Unfortunately many traffic shaper implementations introduce substantial
delays, even though there's no reason in principle to do so. All that's
*really* needed is to keep some recent history about packets to make the
throttling decisions. For special test purposes, such as simulating a
satlink, indeed real queueing is needed, but not for mere bandwidth
Avoiding packet drops is usually not a proper goal. In the absence of
something smarter like Explicit Congestion Notification, the *only* way a
router can communicate congestion information to the sender is by dropping
packets. It's unfortunate that data has to get thrown away for this, but
that's the way TCP works. In the absence of packet drops, TCP will
continue to make its send window larger and larger, unbounded by anything
but the socket buffer size. But any window larger than "big enough"

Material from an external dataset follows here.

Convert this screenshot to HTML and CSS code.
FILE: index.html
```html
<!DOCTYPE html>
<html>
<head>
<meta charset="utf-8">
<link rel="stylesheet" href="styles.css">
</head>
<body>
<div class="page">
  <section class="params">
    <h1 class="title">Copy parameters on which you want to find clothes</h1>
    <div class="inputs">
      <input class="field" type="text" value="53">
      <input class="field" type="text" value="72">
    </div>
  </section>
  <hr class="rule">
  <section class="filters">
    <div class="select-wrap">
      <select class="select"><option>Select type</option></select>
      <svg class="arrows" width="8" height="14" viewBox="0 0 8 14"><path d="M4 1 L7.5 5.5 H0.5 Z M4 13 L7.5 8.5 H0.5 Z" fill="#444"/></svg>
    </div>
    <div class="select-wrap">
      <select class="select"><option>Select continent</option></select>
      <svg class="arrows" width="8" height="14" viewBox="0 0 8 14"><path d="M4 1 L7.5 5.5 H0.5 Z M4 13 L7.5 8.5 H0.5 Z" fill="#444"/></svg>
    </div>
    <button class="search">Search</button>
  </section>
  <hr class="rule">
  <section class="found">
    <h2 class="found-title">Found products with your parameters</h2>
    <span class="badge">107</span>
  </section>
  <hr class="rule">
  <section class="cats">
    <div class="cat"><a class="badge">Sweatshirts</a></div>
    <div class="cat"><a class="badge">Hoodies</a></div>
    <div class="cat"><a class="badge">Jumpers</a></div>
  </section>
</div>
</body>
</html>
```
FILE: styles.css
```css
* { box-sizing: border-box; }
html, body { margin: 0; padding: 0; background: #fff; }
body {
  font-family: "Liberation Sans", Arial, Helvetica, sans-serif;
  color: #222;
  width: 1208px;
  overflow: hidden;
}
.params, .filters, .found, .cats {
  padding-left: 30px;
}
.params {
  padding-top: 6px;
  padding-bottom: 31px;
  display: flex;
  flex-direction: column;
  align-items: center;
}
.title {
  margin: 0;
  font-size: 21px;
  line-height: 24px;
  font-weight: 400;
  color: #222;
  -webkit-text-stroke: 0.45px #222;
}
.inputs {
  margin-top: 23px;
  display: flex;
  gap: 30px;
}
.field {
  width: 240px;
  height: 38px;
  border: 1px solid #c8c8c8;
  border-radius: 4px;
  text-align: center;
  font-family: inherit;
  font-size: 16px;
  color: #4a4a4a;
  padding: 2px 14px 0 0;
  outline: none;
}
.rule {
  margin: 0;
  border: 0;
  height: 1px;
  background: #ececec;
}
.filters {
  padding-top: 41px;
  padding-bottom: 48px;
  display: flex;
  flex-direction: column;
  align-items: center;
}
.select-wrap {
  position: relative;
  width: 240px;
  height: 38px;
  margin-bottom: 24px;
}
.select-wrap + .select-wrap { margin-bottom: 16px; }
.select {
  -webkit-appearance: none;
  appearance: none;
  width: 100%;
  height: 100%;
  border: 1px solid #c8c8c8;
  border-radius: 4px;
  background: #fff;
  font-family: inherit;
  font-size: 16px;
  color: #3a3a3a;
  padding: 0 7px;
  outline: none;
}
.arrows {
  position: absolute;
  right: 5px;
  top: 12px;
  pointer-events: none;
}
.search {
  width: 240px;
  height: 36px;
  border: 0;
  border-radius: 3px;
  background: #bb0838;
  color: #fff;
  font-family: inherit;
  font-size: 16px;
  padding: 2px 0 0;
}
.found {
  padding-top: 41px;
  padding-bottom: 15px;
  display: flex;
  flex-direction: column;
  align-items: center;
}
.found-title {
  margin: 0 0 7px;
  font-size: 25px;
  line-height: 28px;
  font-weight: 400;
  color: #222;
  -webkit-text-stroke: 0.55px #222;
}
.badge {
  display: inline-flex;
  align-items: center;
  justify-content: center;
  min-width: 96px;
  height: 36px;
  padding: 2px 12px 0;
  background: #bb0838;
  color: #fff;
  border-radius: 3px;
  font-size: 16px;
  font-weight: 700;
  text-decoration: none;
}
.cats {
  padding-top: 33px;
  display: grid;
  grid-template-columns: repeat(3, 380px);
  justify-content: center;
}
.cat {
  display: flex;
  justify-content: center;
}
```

contributes nothing to bandwidth, and meanwhile increases the effective
RTT and thus makes TCP respond even more sluggishly to changes in network
conditions. It's quite likely that all you were doing when "optimizing"
the queues to avoid packet drops was to run the congestion window up
against the socket buffer limit.
If the traffic shaper is truly queueing packets for delayed transmission,
then note that large queue sizes will wind up eating up lots of RAM.